By Tara Bloyd
Part of the popular and lucrative American Girl empire, Meet Samantha takes place in 1904. The book’s synopsis says “It’s 1904. Samantha Parkington, an orphan, lives in her rich grandmother’s household. Grandmary has many servants, but there is no one for Samantha to play with. When a servant girl named Nellie moves in next door, the two girls become fast friends, though their lives are quite different. Samantha turns to Nellie for help in solving a mystery at Grandmary’s, but then Nellie encounters an even bigger problem of her own.”
The book doesn’t directly discuss suffrage, but does give a (somewhat sanitized) view of what life was like for women and girls in the early 1900s. Because the main character is a sheltered, wealthy orphan, we read as much about stitching a sampler as we do about more challenging topics. Racism is only hinted at, when Samantha discusses why their family seamstress has to live in “the colored part of town;” the answer, provided by her friend Nellie, is that “It’s just the way grownups do things.”
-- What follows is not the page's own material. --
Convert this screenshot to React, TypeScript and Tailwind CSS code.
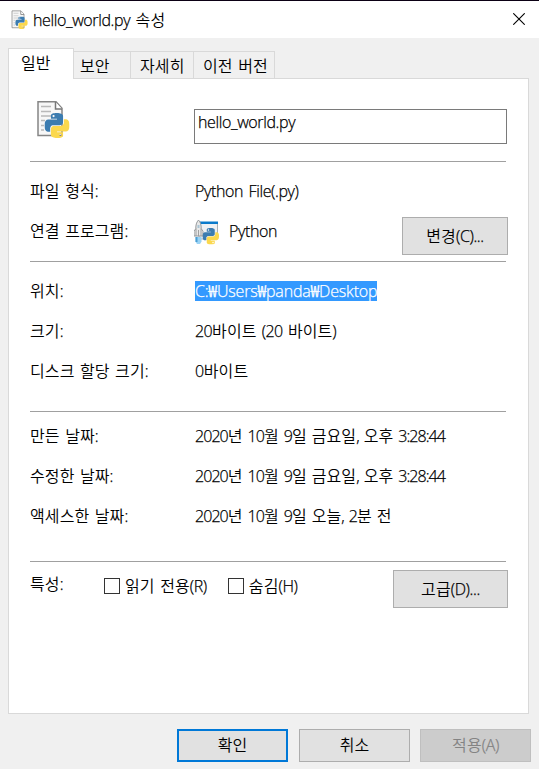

Suffrage is not discussed directly in the body of the book, but is mentioned in the historical information in the back. In those six pages, we learn more about society’s expectations of women and girls, the options poor people had, and how “modern women” wanted other choices — including the right to vote. There’s also a nice picture of a suffrage march.
So why did I review this book? Two main reasons, really. First, it popped up when I did a library search for suffrage. And second, as one of the wildly-popular American Girl books, it might be the first exposure many girls have to the history of the movement. It’s not an amazingly fact-filled book, but it could end up as a “gateway book” to interest readers in the movement.